GIVEN INSTRUCTION
Draw out every line with the word "index" from the listing below.

STORED DATA

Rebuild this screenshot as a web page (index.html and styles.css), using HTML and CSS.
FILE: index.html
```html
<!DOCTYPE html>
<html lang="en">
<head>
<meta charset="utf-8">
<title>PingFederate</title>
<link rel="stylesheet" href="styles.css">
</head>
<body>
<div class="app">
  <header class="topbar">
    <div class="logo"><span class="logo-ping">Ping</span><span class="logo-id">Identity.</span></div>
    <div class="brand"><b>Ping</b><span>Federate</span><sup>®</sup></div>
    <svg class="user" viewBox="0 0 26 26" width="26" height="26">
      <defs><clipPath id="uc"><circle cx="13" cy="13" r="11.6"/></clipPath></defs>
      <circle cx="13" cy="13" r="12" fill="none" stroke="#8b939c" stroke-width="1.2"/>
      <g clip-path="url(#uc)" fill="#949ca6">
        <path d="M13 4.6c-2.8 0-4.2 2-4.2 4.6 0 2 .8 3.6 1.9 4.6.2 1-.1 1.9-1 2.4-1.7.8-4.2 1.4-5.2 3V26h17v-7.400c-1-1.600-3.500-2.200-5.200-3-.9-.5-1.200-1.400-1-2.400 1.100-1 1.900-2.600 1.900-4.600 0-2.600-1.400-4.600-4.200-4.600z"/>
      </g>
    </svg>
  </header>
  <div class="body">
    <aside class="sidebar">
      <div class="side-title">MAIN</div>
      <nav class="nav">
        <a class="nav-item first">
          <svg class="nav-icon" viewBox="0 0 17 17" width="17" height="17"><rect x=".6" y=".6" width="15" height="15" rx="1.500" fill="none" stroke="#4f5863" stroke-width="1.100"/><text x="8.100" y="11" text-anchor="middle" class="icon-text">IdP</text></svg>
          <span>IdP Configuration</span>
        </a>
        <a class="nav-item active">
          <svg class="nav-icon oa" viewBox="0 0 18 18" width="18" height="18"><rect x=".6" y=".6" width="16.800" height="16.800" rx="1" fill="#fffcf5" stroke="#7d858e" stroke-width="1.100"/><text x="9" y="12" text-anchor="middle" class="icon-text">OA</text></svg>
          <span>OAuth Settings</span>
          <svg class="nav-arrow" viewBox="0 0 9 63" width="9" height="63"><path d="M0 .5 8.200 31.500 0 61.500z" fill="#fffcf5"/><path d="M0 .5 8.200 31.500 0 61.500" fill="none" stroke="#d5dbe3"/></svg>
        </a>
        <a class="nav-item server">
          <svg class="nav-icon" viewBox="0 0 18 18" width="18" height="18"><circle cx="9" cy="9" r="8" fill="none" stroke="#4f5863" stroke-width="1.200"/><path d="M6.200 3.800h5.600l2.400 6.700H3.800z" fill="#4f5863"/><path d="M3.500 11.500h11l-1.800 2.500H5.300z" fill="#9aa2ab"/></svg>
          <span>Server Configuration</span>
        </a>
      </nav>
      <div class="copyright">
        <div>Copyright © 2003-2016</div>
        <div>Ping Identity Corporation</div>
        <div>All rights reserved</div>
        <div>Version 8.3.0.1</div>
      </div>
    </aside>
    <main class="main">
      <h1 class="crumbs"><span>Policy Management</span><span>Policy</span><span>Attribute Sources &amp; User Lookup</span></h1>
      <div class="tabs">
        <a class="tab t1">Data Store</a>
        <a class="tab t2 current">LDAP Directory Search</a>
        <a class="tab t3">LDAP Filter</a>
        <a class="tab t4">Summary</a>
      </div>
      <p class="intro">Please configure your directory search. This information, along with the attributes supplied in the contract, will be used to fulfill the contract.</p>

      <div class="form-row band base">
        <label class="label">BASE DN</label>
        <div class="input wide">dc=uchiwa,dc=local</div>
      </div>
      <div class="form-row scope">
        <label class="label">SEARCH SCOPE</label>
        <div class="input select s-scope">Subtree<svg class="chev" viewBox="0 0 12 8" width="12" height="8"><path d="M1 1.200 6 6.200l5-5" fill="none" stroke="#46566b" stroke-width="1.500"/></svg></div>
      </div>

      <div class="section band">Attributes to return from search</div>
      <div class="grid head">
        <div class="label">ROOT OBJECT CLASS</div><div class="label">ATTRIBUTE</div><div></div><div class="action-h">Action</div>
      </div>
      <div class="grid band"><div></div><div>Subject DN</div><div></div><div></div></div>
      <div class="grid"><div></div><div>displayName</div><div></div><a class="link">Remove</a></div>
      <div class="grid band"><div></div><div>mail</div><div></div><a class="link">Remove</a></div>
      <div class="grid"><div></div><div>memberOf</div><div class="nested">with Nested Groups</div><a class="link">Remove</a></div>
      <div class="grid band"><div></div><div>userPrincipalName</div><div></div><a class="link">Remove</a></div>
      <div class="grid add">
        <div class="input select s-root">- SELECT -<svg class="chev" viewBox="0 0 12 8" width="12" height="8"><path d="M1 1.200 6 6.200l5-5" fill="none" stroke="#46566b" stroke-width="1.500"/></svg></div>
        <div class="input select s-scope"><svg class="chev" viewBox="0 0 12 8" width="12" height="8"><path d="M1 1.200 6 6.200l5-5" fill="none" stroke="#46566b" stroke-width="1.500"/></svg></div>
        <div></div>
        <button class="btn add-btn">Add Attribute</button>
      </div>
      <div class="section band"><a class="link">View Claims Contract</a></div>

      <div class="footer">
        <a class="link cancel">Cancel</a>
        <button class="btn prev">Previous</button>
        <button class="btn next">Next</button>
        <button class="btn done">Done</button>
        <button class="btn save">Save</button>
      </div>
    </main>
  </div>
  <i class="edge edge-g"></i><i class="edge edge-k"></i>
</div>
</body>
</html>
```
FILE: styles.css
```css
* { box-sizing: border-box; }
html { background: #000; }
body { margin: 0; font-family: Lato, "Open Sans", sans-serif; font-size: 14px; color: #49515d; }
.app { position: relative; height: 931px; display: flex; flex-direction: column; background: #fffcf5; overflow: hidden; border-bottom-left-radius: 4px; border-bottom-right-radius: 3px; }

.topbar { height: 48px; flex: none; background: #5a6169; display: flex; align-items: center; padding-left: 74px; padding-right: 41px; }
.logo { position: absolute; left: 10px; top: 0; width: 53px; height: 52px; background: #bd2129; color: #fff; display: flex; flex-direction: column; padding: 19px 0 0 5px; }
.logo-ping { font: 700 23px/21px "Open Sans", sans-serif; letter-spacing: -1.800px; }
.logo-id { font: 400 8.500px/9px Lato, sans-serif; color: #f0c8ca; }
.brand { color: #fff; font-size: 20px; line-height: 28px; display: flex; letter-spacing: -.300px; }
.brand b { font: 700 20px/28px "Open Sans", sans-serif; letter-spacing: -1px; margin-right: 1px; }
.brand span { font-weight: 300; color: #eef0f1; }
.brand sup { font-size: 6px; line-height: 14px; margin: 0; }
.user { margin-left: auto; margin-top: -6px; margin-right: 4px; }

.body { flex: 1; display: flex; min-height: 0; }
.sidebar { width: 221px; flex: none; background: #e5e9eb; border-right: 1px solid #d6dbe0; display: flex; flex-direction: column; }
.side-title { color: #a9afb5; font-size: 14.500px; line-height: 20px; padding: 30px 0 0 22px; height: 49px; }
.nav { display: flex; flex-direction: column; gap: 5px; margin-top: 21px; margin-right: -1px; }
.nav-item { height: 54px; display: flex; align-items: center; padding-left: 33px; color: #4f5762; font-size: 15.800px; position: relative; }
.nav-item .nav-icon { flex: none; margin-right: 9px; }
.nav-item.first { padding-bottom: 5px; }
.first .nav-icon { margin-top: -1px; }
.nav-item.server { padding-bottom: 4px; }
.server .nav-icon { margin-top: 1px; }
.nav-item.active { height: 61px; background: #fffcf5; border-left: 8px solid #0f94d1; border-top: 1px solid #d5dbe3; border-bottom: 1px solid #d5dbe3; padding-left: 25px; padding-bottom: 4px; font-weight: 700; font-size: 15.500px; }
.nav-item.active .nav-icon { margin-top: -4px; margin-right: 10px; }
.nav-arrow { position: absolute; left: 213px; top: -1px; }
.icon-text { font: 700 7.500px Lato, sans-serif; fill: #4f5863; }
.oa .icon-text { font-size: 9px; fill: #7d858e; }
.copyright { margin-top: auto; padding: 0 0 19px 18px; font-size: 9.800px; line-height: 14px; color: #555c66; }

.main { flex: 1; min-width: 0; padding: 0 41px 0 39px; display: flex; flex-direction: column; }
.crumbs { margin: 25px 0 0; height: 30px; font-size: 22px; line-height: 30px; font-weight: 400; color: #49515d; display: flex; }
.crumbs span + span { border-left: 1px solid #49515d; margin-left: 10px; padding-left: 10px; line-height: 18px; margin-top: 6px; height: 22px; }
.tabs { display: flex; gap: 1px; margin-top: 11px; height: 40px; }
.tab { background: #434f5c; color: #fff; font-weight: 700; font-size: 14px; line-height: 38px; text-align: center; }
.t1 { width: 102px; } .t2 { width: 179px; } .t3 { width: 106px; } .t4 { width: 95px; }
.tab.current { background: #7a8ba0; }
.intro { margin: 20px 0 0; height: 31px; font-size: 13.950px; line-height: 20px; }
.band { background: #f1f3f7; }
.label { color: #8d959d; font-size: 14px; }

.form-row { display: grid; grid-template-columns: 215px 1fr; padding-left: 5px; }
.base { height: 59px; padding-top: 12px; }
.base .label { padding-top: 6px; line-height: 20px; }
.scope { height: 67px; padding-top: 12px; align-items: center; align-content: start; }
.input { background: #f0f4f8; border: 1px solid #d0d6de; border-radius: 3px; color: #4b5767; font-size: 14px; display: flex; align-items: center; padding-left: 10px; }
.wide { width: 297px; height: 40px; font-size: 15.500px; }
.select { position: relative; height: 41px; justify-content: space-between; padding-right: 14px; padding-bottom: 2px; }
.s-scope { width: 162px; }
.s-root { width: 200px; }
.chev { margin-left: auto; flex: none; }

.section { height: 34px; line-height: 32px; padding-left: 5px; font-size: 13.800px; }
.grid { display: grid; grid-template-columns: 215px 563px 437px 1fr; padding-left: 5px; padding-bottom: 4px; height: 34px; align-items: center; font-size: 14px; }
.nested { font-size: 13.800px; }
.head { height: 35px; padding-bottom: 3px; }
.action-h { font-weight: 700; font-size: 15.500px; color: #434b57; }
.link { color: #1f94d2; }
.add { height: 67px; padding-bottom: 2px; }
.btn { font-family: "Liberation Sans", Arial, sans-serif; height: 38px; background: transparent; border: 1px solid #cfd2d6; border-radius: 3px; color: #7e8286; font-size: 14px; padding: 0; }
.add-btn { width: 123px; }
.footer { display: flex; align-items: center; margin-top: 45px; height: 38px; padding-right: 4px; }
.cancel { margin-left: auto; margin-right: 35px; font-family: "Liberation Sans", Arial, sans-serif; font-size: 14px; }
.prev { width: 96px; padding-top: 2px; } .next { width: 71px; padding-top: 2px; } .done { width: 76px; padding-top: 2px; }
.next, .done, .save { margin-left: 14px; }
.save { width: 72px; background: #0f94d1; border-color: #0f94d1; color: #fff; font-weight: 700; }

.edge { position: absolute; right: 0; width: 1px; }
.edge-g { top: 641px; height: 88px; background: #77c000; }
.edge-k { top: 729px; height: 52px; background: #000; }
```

RIGHT ANSWER
Rebuild this screenshot as a web page (index.html and styles.css), using HTML and CSS.
FILE: index.html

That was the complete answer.